Argentina had traditionally been less inhibited about quarreling with a Washington-centered vision of world affairs than Brazil. When Nestor Kirchner was elected president of Argentina in April 2003, ending a kaleidoscopic series of temporary tenants of the Casa Rosada, he sent a signal to Washington that strengthening the country's internal stability would take precedence over repaying its debt, as mandated by the IMF. Kirchner has since strengthened relations with a host of countries in Europe, Asia, and Africa and has become an important force on the side of the world stage that does not swiftly move to accommodate itself to Washington’s desiderata.
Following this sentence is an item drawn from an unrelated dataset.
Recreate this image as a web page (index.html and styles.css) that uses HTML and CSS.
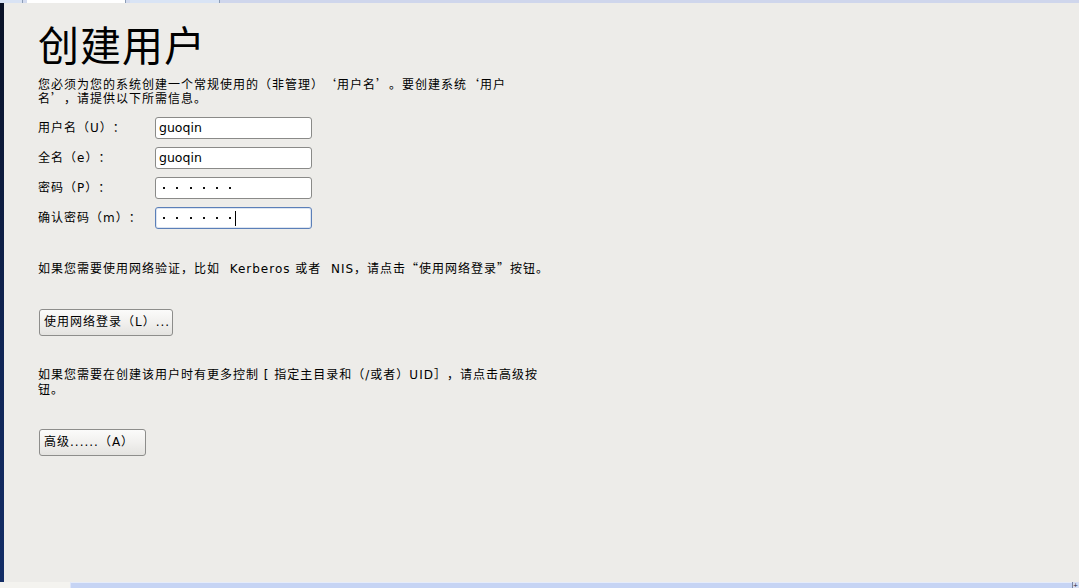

A great success of the “pink tide” was the 2006 election of coca farmer, indigenous activist, and professed socialist, Evo Morales, as president of Bolivia. Morales, who came to power in an unimpeachably democratic process, has managed so far to only barely placate his largely indigenous supporters while unsuccessfully making conciliatory gestures to the rest of the Bolivian polity. Even a clearly hostile US State Department has nominally accommodated itself to his presidency as demonstrated by the relatively lukewarm treatment he has received from the State Department through much of his tenure. But this acquiescence was coupled with a rather dire warning to the victor by Secretary of State Condoleezza Rice, who insists that she has her own definition of democracy. Even Paul Wolfowitz, attempting to rebrand himself from Iraq hawk to World Bank high-flying dove, reached out to Morales in hopes of finding common ground.

Where the Tide is Rising: Chile, Mexico, and Peru

Even countries that are not overtly populist are still subject to contending forces that cause them to be far from quiescent regarding US policy. The election of the Socialist Michelle Bachelet to the Chilean presidency in 2006 was an important event, although Chile is not yet considered part of the “pink tide.” But this fact cannot give comfort to those in Washington who counted on Santiago’s automatic backing. As the daughter of military officers tortured by the Pinochet dictatorship, Bachelet is not likely to be a major sword carrier for the White House.